### Stated problem
List every line below containing "that".

### Source material
....

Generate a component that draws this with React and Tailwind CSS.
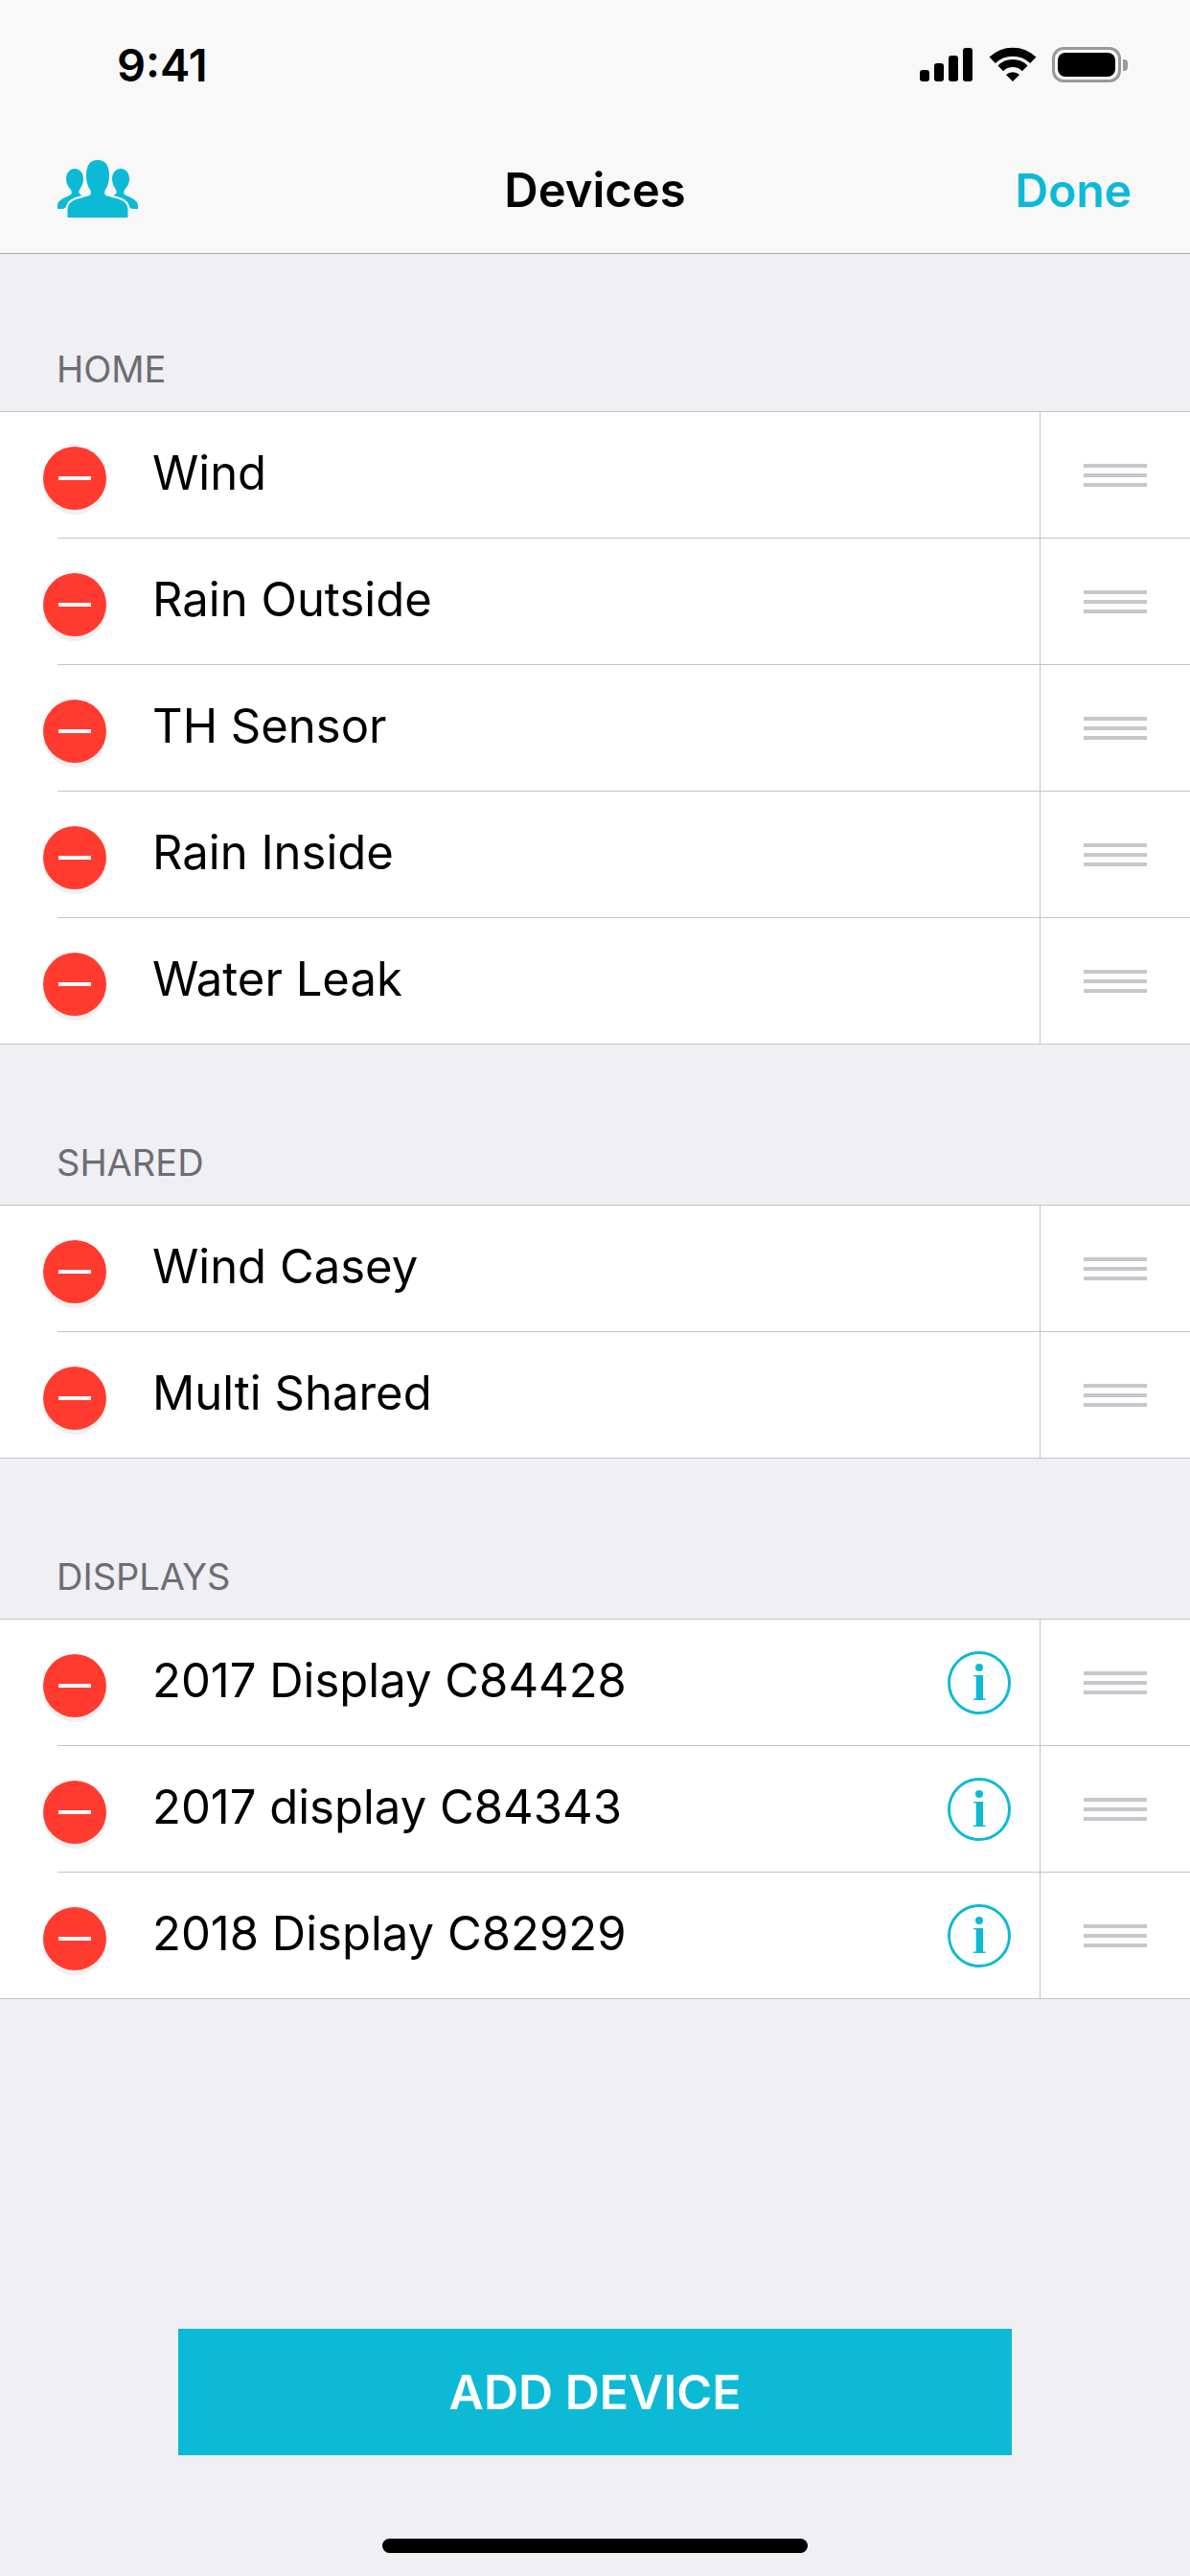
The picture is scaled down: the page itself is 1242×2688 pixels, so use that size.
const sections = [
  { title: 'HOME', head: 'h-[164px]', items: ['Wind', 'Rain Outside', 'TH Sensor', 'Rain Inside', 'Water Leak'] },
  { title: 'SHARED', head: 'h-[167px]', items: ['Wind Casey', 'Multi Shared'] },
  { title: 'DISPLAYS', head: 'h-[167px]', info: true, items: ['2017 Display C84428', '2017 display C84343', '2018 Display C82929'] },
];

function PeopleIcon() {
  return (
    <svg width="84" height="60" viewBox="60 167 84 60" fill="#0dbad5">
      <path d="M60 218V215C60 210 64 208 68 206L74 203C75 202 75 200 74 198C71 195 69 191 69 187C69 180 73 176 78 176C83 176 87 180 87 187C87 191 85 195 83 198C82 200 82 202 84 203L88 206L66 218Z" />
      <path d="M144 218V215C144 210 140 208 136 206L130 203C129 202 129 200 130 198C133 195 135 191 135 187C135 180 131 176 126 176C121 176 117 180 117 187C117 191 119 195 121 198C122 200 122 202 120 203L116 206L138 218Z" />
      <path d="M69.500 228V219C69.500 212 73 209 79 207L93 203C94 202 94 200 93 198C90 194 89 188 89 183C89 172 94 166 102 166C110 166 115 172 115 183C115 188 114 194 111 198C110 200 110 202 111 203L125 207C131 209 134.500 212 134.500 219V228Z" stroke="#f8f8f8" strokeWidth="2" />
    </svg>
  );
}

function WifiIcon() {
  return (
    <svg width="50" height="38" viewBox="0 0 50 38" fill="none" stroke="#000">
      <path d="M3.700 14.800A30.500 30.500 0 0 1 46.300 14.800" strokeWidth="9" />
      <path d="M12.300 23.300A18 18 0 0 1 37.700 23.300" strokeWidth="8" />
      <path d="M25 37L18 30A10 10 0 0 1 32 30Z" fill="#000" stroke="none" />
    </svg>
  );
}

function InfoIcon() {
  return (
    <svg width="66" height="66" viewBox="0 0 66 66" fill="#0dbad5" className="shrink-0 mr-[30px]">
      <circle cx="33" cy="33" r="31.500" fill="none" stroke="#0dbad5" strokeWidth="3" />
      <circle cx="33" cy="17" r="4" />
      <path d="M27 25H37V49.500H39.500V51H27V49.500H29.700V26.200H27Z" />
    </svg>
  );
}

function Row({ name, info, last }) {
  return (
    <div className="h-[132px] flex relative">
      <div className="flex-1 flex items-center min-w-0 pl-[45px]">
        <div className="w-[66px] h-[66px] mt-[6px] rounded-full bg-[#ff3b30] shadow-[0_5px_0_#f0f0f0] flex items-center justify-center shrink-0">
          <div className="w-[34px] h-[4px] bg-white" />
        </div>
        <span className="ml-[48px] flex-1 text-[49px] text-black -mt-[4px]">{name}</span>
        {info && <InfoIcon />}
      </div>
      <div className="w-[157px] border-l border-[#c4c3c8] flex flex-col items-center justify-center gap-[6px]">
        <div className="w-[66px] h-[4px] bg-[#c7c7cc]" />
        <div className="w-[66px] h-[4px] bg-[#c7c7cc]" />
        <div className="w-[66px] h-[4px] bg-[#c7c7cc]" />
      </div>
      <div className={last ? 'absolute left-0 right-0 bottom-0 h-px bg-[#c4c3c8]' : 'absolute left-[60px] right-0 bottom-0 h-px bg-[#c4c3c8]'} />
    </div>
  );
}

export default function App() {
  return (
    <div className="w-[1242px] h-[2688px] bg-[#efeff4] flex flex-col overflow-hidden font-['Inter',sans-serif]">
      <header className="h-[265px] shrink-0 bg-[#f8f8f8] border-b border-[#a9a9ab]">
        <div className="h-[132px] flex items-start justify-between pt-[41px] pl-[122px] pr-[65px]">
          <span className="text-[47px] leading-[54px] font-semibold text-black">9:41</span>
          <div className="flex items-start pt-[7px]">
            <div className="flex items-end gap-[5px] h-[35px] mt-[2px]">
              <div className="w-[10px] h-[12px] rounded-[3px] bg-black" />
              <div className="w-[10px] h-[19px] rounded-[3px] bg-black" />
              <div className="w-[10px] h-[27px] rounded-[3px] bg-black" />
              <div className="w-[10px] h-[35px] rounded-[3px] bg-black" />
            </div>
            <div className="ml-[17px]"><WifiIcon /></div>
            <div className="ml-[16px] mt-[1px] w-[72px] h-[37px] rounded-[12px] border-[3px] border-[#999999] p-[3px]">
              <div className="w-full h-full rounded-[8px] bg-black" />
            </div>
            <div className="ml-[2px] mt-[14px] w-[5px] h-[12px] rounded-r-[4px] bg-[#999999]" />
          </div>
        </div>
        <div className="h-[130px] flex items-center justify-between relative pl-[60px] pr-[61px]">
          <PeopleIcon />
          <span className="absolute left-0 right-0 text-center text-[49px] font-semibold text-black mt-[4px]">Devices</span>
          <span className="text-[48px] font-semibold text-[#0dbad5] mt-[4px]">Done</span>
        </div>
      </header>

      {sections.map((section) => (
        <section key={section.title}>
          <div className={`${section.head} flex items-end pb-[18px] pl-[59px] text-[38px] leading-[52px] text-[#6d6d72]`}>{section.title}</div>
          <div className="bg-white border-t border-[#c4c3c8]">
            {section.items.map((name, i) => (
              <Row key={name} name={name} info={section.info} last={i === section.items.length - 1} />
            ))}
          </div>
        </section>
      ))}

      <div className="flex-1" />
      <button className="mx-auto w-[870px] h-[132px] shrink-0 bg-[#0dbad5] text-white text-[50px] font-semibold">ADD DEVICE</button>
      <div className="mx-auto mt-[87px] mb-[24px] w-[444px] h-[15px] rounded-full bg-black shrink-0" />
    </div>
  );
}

....

### Answer to the task
Generate a component that draws this with React and Tailwind CSS.
The picture is scaled down: the page itself is 1242×2688 pixels, so use that size.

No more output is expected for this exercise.